• DIRECTIONS:
Within the material below, find each line bearing the word "React" and present it.

• LISTED ENTRIES:
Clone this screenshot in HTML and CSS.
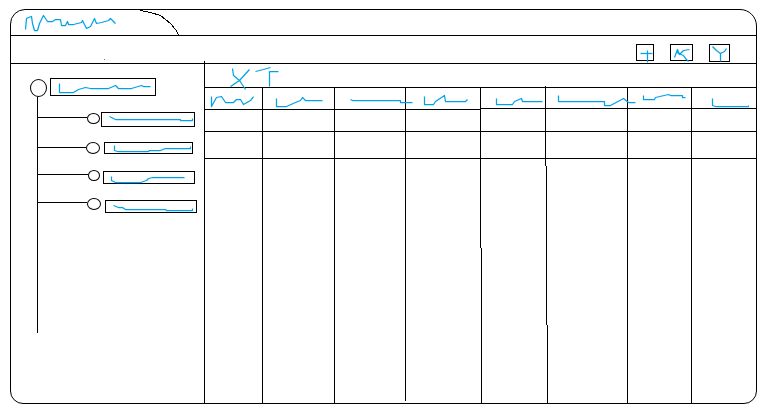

==

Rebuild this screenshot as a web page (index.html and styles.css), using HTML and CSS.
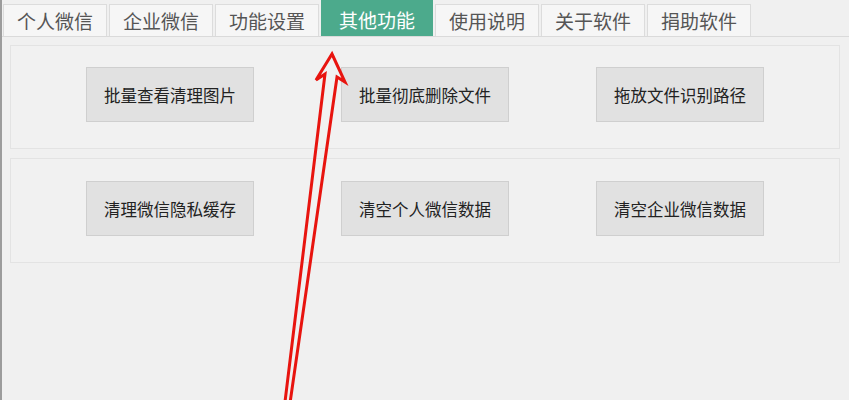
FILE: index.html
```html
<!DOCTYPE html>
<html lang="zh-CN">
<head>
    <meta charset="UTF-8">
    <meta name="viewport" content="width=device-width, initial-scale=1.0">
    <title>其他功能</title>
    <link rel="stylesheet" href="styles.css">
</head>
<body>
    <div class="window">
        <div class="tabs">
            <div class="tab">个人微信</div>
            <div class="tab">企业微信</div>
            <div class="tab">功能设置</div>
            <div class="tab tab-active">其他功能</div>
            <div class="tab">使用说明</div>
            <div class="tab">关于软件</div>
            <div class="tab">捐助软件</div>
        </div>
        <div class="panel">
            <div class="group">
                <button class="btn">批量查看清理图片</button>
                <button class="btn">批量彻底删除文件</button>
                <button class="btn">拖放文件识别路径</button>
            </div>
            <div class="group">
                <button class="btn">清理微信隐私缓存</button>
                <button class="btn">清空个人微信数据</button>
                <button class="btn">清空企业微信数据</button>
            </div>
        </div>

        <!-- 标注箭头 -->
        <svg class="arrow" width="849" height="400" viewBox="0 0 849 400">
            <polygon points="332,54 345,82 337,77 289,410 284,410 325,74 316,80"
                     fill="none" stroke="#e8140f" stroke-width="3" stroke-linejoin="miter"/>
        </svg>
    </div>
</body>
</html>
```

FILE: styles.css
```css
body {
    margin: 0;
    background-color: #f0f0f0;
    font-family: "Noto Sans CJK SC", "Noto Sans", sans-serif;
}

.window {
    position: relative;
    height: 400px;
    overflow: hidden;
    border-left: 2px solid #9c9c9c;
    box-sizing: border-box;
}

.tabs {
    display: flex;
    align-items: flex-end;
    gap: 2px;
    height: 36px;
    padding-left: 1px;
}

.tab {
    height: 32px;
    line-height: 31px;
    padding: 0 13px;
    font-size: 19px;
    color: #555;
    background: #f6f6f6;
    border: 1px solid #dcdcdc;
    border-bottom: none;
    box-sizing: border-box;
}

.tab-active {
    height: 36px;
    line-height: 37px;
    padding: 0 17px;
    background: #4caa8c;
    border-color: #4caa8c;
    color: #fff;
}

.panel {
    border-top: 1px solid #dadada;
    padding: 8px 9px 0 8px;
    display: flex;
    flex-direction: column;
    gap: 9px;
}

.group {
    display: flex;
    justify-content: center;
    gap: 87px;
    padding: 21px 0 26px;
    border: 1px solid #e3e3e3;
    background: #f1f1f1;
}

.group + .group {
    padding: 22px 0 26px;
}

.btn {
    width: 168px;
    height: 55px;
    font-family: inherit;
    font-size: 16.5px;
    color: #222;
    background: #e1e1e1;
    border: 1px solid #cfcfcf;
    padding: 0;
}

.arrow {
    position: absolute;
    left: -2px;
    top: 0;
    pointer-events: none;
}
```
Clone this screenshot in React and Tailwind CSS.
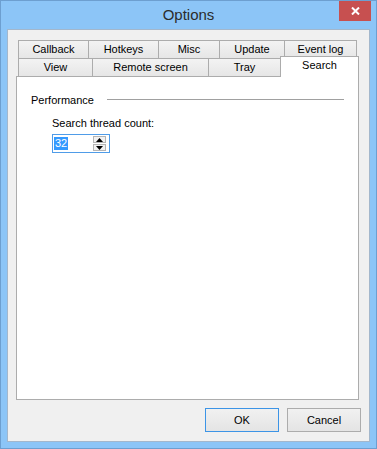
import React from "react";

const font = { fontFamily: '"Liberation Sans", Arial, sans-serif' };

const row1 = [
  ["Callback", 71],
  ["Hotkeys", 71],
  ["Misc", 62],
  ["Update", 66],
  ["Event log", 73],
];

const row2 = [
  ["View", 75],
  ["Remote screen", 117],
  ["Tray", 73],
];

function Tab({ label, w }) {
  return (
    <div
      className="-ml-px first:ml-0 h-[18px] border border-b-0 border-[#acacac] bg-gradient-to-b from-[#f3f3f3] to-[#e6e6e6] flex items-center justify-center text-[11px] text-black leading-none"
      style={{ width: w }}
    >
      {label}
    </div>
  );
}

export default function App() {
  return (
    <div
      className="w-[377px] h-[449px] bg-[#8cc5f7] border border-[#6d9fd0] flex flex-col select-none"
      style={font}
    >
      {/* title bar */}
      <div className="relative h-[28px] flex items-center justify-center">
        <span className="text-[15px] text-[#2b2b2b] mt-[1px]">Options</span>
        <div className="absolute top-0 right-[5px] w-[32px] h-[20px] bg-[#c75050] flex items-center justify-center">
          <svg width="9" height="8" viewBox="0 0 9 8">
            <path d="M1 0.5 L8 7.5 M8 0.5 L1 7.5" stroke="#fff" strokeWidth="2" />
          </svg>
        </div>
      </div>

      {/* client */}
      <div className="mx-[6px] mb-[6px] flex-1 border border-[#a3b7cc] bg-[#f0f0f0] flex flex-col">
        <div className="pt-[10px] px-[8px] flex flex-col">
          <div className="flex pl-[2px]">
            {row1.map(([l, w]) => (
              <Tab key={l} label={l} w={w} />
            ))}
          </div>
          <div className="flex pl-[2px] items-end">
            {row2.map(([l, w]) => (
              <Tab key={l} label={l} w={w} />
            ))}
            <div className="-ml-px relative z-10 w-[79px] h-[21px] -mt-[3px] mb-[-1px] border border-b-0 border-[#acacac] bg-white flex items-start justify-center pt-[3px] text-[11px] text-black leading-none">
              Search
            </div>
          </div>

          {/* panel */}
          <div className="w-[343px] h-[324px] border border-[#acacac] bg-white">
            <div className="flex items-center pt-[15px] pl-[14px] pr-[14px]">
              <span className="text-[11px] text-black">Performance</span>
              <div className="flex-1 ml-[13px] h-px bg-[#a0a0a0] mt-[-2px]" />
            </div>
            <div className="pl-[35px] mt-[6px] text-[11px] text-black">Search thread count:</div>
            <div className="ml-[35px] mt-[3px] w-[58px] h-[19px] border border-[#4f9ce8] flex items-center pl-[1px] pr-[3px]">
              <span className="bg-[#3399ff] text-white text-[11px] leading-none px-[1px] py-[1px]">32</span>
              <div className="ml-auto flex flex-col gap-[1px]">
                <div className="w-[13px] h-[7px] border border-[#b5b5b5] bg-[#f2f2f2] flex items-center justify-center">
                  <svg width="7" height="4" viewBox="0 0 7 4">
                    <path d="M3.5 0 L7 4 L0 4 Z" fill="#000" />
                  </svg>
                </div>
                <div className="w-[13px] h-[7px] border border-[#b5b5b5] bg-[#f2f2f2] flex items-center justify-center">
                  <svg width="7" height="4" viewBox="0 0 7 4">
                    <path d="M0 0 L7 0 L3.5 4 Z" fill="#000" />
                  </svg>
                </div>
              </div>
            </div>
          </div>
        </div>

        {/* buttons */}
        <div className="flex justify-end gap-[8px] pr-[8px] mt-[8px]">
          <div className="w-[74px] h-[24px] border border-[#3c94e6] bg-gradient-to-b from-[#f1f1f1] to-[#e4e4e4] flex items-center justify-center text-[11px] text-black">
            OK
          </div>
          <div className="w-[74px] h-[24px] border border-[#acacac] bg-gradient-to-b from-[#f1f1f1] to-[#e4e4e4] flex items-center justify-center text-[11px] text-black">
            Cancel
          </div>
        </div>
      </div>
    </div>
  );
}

• COMPLETE ANSWER:
Clone this screenshot in React and Tailwind CSS.
import React from "react";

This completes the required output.